_Instructions to follow_: Copy out every line containing the word "React".

================================

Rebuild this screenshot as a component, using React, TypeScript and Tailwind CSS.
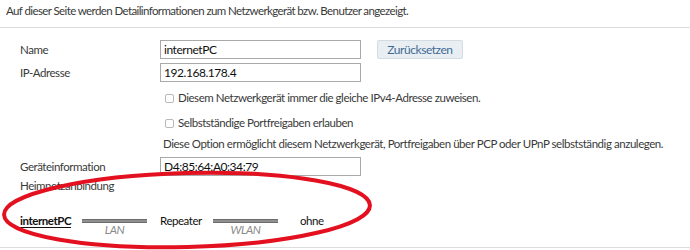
import React from "react";

const font = { fontFamily: "Lato, 'Open Sans', sans-serif" };

const Field = ({ value }: { value: string }) => (
    <div className="w-[201px] h-[19px] border border-[#a9a9a9] bg-white px-[3px] text-[12px] leading-[17px] text-[#111]">
        {value}
    </div>
);

const Checkbox = ({ label }: { label: string }) => (
    <div className="flex items-center h-[16px] pl-[165px]">
        <span className="w-[9px] h-[9px] border border-[#b9b9b9] rounded-[2px] bg-white" />
        <span className="ml-[4px]">{label}</span>
    </div>
);

const Bar = ({ label }: { label: string }) => (
    <div className="relative w-[65px] h-[4px] flex flex-col">
        <div className="h-[1px] bg-[#6d6d6d]" />
        <div className="h-[2px] bg-[#8f8f8f]" />
        <div className="h-[1px] bg-[#6d6d6d]" />
        <span className="absolute left-0 right-0 top-[5px] text-center italic text-[11.5px] leading-[12px] text-[#8a8a8a]">
            {label}
        </span>
    </div>
);

export default function App() {
    return (
        <div
            className="relative w-[690px] h-[250px] bg-white text-[11.5px] leading-[16px] tracking-[-0.45px] text-[#3a3a3a] overflow-hidden whitespace-nowrap"
            style={font}
        >
            <p className="pl-[6px] pt-[3px] tracking-[-0.6px]">
                Auf dieser Seite werden Detailinformationen zum Netzwerkgerät bzw. Benutzer angezeigt.
            </p>
            <div className="mt-[8px] h-px bg-[#dcdcdc]" />

            <div className="mt-[12px] flex flex-col">
                <div className="flex items-center pl-[20px]">
                    <span className="w-[140px]">Name</span>
                    <Field value="internetPC" />
                    <button className="ml-[16px] w-[86px] h-[19px] rounded-[2px] border border-[#d3dbe3] bg-[#e9eef3] text-[#3f6a93] text-[12px] leading-[17px]">
                        Zurücksetzen
                    </button>
                </div>
                <div className="mt-[4px] flex items-center pl-[20px]">
                    <span className="w-[140px]">IP-Adresse</span>
                    <Field value="192.168.178.4" />
                </div>
                <div className="mt-[8px]">
                    <Checkbox label="Diesem Netzwerkgerät immer die gleiche IPv4-Adresse zuweisen." />
                </div>
                <div className="mt-[9px]">
                    <Checkbox label="Selbstständige Portfreigaben erlauben" />
                </div>
                <p className="mt-[5px] pl-[163px]">
                    Diese Option ermöglicht diesem Netzwerkgerät, Portfreigaben über PCP oder UPnP selbstständig anzulegen.
                </p>
                <div className="mt-[5px] flex items-center pl-[20px]">
                    <span className="w-[140px]">Geräteinformation</span>
                    <Field value="D4:85:64:A0:34:79" />
                </div>
                <p className="mt-[2px] pl-[20px]">Heimnetzanbindung</p>

                <div className="mt-[19px] flex items-center pl-[20px] text-[#111]">
                    <span className="w-[62px] font-bold underline underline-offset-2">internetPC</span>
                    <Bar label="LAN" />
                    <span className="ml-[13px] w-[53px]">Repeater</span>
                    <Bar label="WLAN" />
                    <span className="ml-[22px]">ohne</span>
                </div>
            </div>

            <div className="absolute left-0 right-0 top-[247px] h-px bg-[#dcdcdc]" />

            <svg className="absolute left-0 top-0 pointer-events-none" width="690" height="250">
                <ellipse
                    cx="187"
                    cy="210"
                    rx="183"
                    ry="37"
                    transform="rotate(-1.5 187 210)"
                    fill="none"
                    stroke="#e3101f"
                    strokeWidth="4"
                />
            </svg>
        </div>
    );
}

================================

_Task answer_:
Rebuild this screenshot as a component, using React, TypeScript and Tailwind CSS.
import React from "react";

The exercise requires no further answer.